Bruce Nauman’s Art Make-Up: No. 1 White, No. 2 Pink, No. 3 Green, No. 4 Black grew out of his interest in questioning what artists do, what art is, and how it is made. The piece was originally recorded on film, and later transferred to video. As the film rolled through the camera, it made an incessant clicking sound. This serves as a soundtrack of sorts and also calls attention to the camera itself, reminding viewers that what appears on the screen is staged and constructed by the artist. Nauman addresses this fact—that a work of art is imagined, or made up, by an artist—in his video’s title.

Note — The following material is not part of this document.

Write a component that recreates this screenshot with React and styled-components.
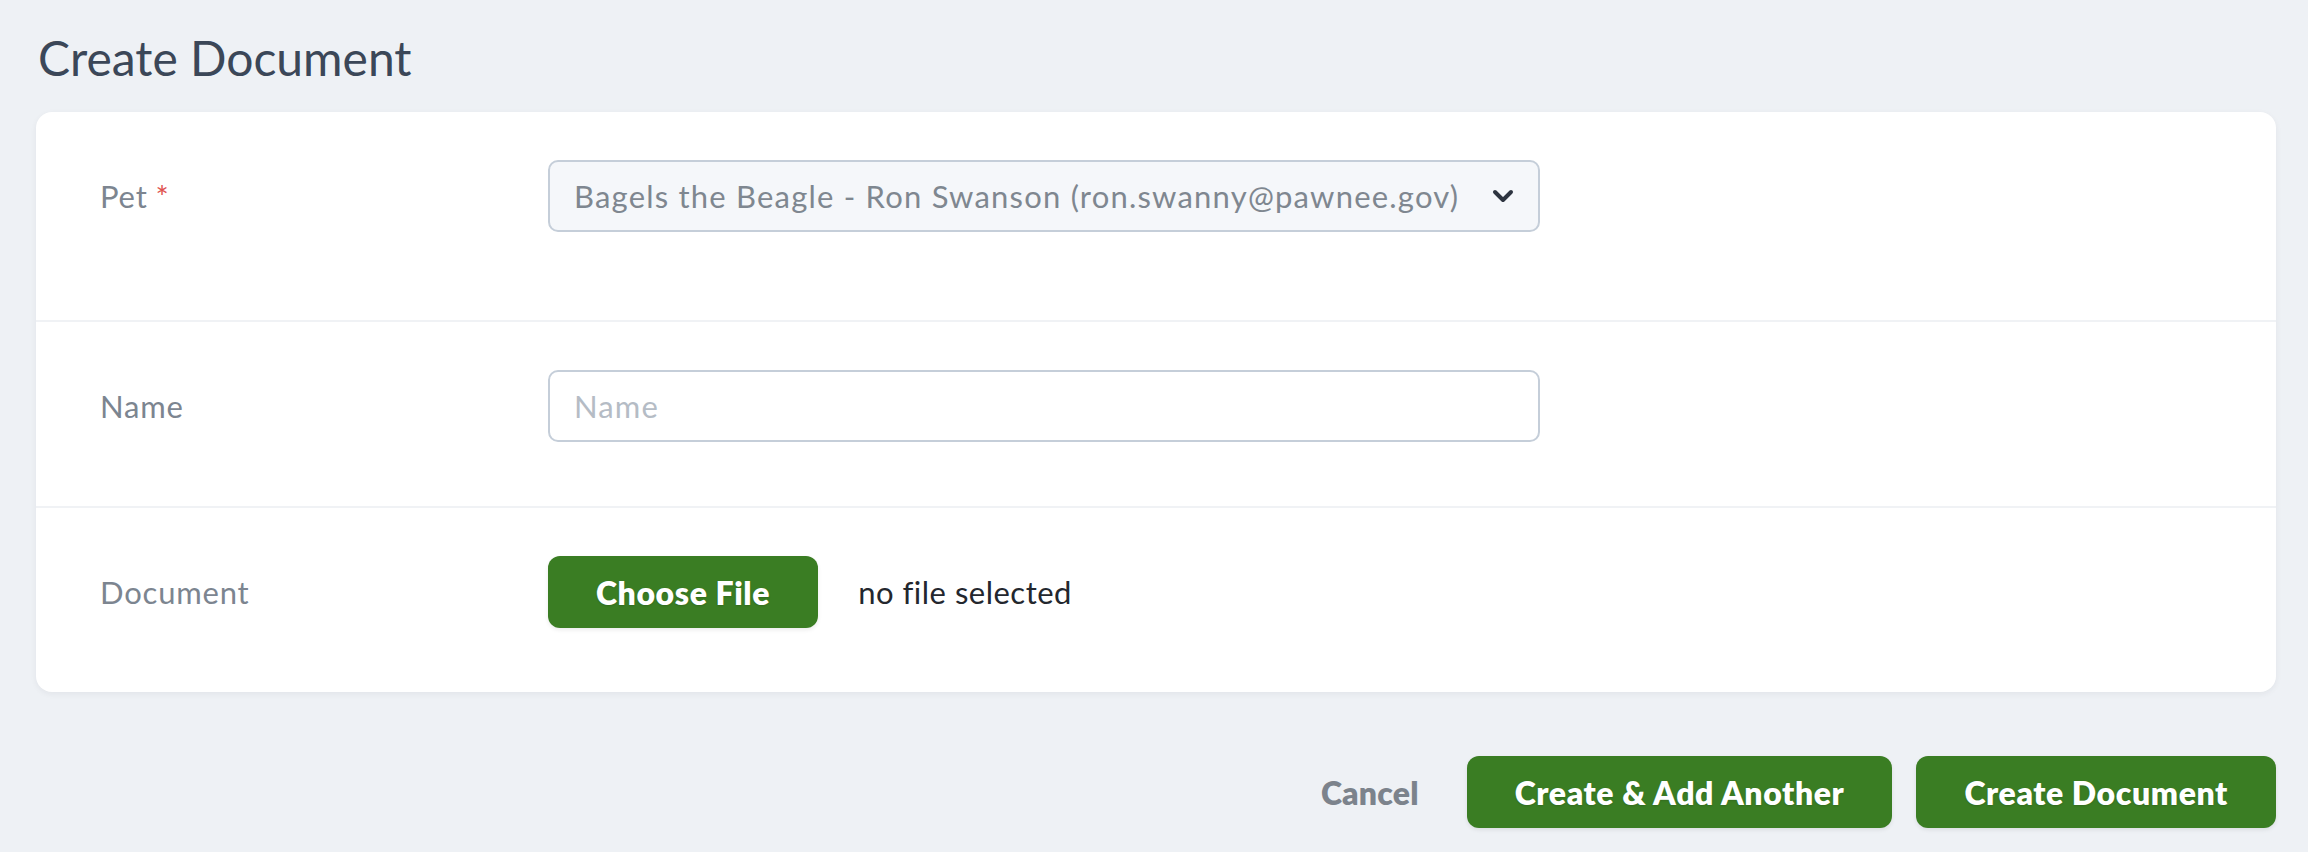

Art Make-Up is composed of four individual segments, each 10 minutes long. In them, Nauman appears tightly framed by the camera against a blank background, shirtless, and visible from the torso up. The action begins. Dipping his fingers into a small dish of makeup, he smears his face and body with the thick pigment until he is entirely covered. As the work’s title indicates, he begins with white makeup. He then moves on to pink, green, and, finally, black, layering each color on top of the previous ones. These colors have distinct resonances, especially when applied to the skin. “And I suppose it had whatever social connections it had with skin color and things like that,” the artist once said about Art Make-Up, acknowledging the link between a person’s appearance and assumptions others make about their identity. His applications also have associations with gender, since it is women who are typically the ones to wear makeup.
Nauman has specified that Art Make-Up should be projected simultaneously onto four walls of a room, so that viewers are surrounded by the work and all of his color changes at once. Its clicking soundtrack comes through speakers, further immersing us in the work. We see the artist make himself up methodically and without expression, staring off-camera into what is likely a mirror to regard his changing image—just as we watch him transform. By coating his own body with pigment, he demonstrates that even the artist himself can be made into a work of art.